WHAT YOU SHOULD DO » Reproduce the data in its entirety, exactly as supplied.

--- Begin ---

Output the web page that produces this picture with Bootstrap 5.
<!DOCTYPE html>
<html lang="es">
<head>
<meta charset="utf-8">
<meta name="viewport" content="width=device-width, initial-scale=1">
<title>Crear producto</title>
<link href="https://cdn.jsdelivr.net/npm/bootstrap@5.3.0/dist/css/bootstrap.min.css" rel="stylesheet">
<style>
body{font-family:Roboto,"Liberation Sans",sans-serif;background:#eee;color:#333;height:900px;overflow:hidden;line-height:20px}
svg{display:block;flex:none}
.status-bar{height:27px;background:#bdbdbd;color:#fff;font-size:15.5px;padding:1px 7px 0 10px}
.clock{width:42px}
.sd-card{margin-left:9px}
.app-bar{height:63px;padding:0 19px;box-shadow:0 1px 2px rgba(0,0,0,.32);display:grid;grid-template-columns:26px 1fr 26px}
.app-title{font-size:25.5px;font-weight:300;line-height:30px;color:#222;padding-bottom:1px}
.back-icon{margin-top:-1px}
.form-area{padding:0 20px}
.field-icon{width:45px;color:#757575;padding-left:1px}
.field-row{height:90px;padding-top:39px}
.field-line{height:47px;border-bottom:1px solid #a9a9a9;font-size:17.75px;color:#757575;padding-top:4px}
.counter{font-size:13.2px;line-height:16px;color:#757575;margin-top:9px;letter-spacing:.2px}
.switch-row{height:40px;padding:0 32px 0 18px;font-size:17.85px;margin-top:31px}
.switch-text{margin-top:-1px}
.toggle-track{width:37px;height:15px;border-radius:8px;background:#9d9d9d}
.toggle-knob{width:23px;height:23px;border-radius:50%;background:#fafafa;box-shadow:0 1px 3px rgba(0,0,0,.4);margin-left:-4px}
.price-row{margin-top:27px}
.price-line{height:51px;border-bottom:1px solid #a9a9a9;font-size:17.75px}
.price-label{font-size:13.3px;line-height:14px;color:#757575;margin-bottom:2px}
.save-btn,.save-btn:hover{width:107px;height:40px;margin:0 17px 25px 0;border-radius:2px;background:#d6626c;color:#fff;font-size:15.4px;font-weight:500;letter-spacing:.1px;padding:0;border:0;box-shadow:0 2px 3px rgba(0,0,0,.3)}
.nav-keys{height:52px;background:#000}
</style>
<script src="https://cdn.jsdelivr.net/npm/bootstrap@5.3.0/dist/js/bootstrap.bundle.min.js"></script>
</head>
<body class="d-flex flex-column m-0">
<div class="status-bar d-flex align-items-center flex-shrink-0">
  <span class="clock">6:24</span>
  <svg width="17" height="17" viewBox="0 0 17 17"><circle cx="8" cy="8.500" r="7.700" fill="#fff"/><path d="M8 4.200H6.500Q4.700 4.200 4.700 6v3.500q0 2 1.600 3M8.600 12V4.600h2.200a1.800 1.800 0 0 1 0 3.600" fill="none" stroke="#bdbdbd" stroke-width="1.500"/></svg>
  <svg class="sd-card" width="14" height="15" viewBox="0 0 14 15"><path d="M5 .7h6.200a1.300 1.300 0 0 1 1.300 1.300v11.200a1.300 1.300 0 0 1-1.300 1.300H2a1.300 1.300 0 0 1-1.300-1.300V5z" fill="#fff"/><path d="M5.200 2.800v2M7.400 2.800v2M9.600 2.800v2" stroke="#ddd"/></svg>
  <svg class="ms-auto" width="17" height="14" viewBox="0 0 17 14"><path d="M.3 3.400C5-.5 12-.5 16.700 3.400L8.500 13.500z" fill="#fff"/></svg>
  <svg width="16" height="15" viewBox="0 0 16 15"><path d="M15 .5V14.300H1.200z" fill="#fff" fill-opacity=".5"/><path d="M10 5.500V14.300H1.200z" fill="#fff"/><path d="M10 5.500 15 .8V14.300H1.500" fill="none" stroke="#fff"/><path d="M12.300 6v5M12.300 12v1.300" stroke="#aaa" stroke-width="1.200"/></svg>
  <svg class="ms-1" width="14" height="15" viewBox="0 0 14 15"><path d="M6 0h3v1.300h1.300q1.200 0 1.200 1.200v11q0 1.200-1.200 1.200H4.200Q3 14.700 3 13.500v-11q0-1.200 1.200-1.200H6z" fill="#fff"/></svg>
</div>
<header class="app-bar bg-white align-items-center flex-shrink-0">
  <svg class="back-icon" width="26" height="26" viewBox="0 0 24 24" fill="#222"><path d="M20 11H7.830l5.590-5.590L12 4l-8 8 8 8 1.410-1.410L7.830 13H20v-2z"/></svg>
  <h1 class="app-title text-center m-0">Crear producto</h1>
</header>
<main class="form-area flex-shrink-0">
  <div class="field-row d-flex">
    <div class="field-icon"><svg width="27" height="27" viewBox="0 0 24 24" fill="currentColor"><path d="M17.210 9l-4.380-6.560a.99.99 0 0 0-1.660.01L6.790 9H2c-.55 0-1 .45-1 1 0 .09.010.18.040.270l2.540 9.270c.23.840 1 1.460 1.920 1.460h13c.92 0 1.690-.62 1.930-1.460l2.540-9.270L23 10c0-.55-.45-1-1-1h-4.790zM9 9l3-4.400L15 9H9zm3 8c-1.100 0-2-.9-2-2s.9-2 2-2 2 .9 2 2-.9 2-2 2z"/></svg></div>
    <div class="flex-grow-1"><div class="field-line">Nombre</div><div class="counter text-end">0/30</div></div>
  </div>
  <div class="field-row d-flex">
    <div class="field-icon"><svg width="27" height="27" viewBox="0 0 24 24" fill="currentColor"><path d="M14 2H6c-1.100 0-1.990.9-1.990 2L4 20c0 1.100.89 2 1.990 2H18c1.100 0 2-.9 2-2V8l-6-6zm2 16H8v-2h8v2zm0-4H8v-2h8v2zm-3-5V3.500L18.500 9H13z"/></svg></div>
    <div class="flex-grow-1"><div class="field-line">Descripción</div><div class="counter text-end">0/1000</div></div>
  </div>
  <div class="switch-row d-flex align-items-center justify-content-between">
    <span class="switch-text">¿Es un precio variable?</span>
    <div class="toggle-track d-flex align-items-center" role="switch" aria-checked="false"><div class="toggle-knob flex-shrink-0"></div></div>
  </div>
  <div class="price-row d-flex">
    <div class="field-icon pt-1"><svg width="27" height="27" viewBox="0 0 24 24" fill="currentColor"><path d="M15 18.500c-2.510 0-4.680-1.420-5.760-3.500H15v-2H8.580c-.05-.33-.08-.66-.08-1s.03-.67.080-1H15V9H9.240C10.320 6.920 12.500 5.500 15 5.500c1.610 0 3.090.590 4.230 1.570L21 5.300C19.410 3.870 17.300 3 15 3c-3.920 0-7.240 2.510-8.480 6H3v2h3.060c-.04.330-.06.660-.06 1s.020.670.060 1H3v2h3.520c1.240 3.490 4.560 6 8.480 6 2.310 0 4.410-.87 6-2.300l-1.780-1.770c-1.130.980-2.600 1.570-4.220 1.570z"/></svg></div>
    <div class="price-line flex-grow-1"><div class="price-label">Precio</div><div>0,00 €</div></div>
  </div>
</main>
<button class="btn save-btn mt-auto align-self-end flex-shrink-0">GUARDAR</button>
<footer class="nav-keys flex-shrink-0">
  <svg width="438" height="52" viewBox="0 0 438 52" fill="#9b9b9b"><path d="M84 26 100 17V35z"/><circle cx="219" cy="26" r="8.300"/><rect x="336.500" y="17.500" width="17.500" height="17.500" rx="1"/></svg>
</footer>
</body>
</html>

--- End ---

OUTPUT »
Output the web page that produces this picture with Bootstrap 5.
<!DOCTYPE html>
<html lang="es">
<head>
<meta charset="utf-8">
<meta name="viewport" content="width=device-width, initial-scale=1">
<title>Crear producto</title>
<link href="https://cdn.jsdelivr.net/npm/bootstrap@5.3.0/dist/css/bootstrap.min.css" rel="stylesheet">
<style>
body{font-family:Roboto,"Liberation Sans",sans-serif;background:#eee;color:#333;height:900px;overflow:hidden;line-height:20px}
svg{display:block;flex:none}
.status-bar{height:27px;background:#bdbdbd;color:#fff;font-size:15.5px;padding:1px 7px 0 10px}
.clock{width:42px}
.sd-card{margin-left:9px}
.app-bar{height:63px;padding:0 19px;box-shadow:0 1px 2px rgba(0,0,0,.32);display:grid;grid-template-columns:26px 1fr 26px}
.app-title{font-size:25.5px;font-weight:300;line-height:30px;color:#222;padding-bottom:1px}
.back-icon{margin-top:-1px}
.form-area{padding:0 20px}
.field-icon{width:45px;color:#757575;padding-left:1px}
.field-row{height:90px;padding-top:39px}
.field-line{height:47px;border-bottom:1px solid #a9a9a9;font-size:17.75px;color:#757575;padding-top:4px}
.counter{font-size:13.2px;line-height:16px;color:#757575;margin-top:9px;letter-spacing:.2px}
.switch-row{height:40px;padding:0 32px 0 18px;font-size:17.85px;margin-top:31px}
.switch-text{margin-top:-1px}
.toggle-track{width:37px;height:15px;border-radius:8px;background:#9d9d9d}
.toggle-knob{width:23px;height:23px;border-radius:50%;background:#fafafa;box-shadow:0 1px 3px rgba(0,0,0,.4);margin-left:-4px}
.price-row{margin-top:27px}
.price-line{height:51px;border-bottom:1px solid #a9a9a9;font-size:17.75px}
.price-label{font-size:13.3px;line-height:14px;color:#757575;margin-bottom:2px}
.save-btn,.save-btn:hover{width:107px;height:40px;margin:0 17px 25px 0;border-radius:2px;background:#d6626c;color:#fff;font-size:15.4px;font-weight:500;letter-spacing:.1px;padding:0;border:0;box-shadow:0 2px 3px rgba(0,0,0,.3)}
.nav-keys{height:52px;background:#000}
</style>
<script src="https://cdn.jsdelivr.net/npm/bootstrap@5.3.0/dist/js/bootstrap.bundle.min.js"></script>
</head>
<body class="d-flex flex-column m-0">
<div class="status-bar d-flex align-items-center flex-shrink-0">
  <span class="clock">6:24</span>
  <svg width="17" height="17" viewBox="0 0 17 17"><circle cx="8" cy="8.500" r="7.700" fill="#fff"/><path d="M8 4.200H6.500Q4.700 4.200 4.700 6v3.500q0 2 1.600 3M8.600 12V4.600h2.200a1.800 1.800 0 0 1 0 3.600" fill="none" stroke="#bdbdbd" stroke-width="1.500"/></svg>
  <svg class="sd-card" width="14" height="15" viewBox="0 0 14 15"><path d="M5 .7h6.200a1.300 1.300 0 0 1 1.300 1.300v11.200a1.300 1.300 0 0 1-1.300 1.300H2a1.300 1.300 0 0 1-1.300-1.300V5z" fill="#fff"/><path d="M5.200 2.800v2M7.400 2.800v2M9.600 2.800v2" stroke="#ddd"/></svg>
  <svg class="ms-auto" width="17" height="14" viewBox="0 0 17 14"><path d="M.3 3.400C5-.5 12-.5 16.700 3.400L8.500 13.500z" fill="#fff"/></svg>
  <svg width="16" height="15" viewBox="0 0 16 15"><path d="M15 .5V14.300H1.200z" fill="#fff" fill-opacity=".5"/><path d="M10 5.500V14.300H1.200z" fill="#fff"/><path d="M10 5.500 15 .8V14.300H1.500" fill="none" stroke="#fff"/><path d="M12.300 6v5M12.300 12v1.300" stroke="#aaa" stroke-width="1.200"/></svg>
  <svg class="ms-1" width="14" height="15" viewBox="0 0 14 15"><path d="M6 0h3v1.300h1.300q1.200 0 1.200 1.200v11q0 1.200-1.200 1.200H4.200Q3 14.700 3 13.500v-11q0-1.200 1.200-1.200H6z" fill="#fff"/></svg>
</div>
<header class="app-bar bg-white align-items-center flex-shrink-0">
  <svg class="back-icon" width="26" height="26" viewBox="0 0 24 24" fill="#222"><path d="M20 11H7.830l5.590-5.590L12 4l-8 8 8 8 1.410-1.410L7.830 13H20v-2z"/></svg>
  <h1 class="app-title text-center m-0">Crear producto</h1>
</header>
<main class="form-area flex-shrink-0">
  <div class="field-row d-flex">
    <div class="field-icon"><svg width="27" height="27" viewBox="0 0 24 24" fill="currentColor"><path d="M17.210 9l-4.380-6.560a.99.99 0 0 0-1.660.01L6.790 9H2c-.55 0-1 .45-1 1 0 .09.010.18.040.270l2.540 9.270c.23.840 1 1.460 1.920 1.460h13c.92 0 1.690-.62 1.930-1.460l2.540-9.270L23 10c0-.55-.45-1-1-1h-4.790zM9 9l3-4.400L15 9H9zm3 8c-1.100 0-2-.9-2-2s.9-2 2-2 2 .9 2 2-.9 2-2 2z"/></svg></div>
    <div class="flex-grow-1"><div class="field-line">Nombre</div><div class="counter text-end">0/30</div></div>
  </div>
  <div class="field-row d-flex">
    <div class="field-icon"><svg width="27" height="27" viewBox="0 0 24 24" fill="currentColor"><path d="M14 2H6c-1.100 0-1.990.9-1.990 2L4 20c0 1.100.89 2 1.990 2H18c1.100 0 2-.9 2-2V8l-6-6zm2 16H8v-2h8v2zm0-4H8v-2h8v2zm-3-5V3.500L18.500 9H13z"/></svg></div>
    <div class="flex-grow-1"><div class="field-line">Descripción</div><div class="counter text-end">0/1000</div></div>
  </div>
  <div class="switch-row d-flex align-items-center justify-content-between">
    <span class="switch-text">¿Es un precio variable?</span>
    <div class="toggle-track d-flex align-items-center" role="switch" aria-checked="false"><div class="toggle-knob flex-shrink-0"></div></div>
  </div>
  <div class="price-row d-flex">
    <div class="field-icon pt-1"><svg width="27" height="27" viewBox="0 0 24 24" fill="currentColor"><path d="M15 18.500c-2.510 0-4.680-1.420-5.760-3.500H15v-2H8.580c-.05-.33-.08-.66-.08-1s.03-.67.080-1H15V9H9.240C10.320 6.920 12.500 5.500 15 5.500c1.610 0 3.090.590 4.230 1.570L21 5.300C19.410 3.870 17.300 3 15 3c-3.920 0-7.240 2.510-8.480 6H3v2h3.060c-.04.330-.06.660-.06 1s.020.670.060 1H3v2h3.520c1.240 3.490 4.560 6 8.480 6 2.310 0 4.410-.87 6-2.300l-1.780-1.770c-1.130.980-2.600 1.570-4.220 1.570z"/></svg></div>
    <div class="price-line flex-grow-1"><div class="price-label">Precio</div><div>0,00 €</div></div>
  </div>
</main>
<button class="btn save-btn mt-auto align-self-end flex-shrink-0">GUARDAR</button>
<footer class="nav-keys flex-shrink-0">
  <svg width="438" height="52" viewBox="0 0 438 52" fill="#9b9b9b"><path d="M84 26 100 17V35z"/><circle cx="219" cy="26" r="8.300"/><rect x="336.500" y="17.500" width="17.500" height="17.500" rx="1"/></svg>
</footer>
</body>
</html>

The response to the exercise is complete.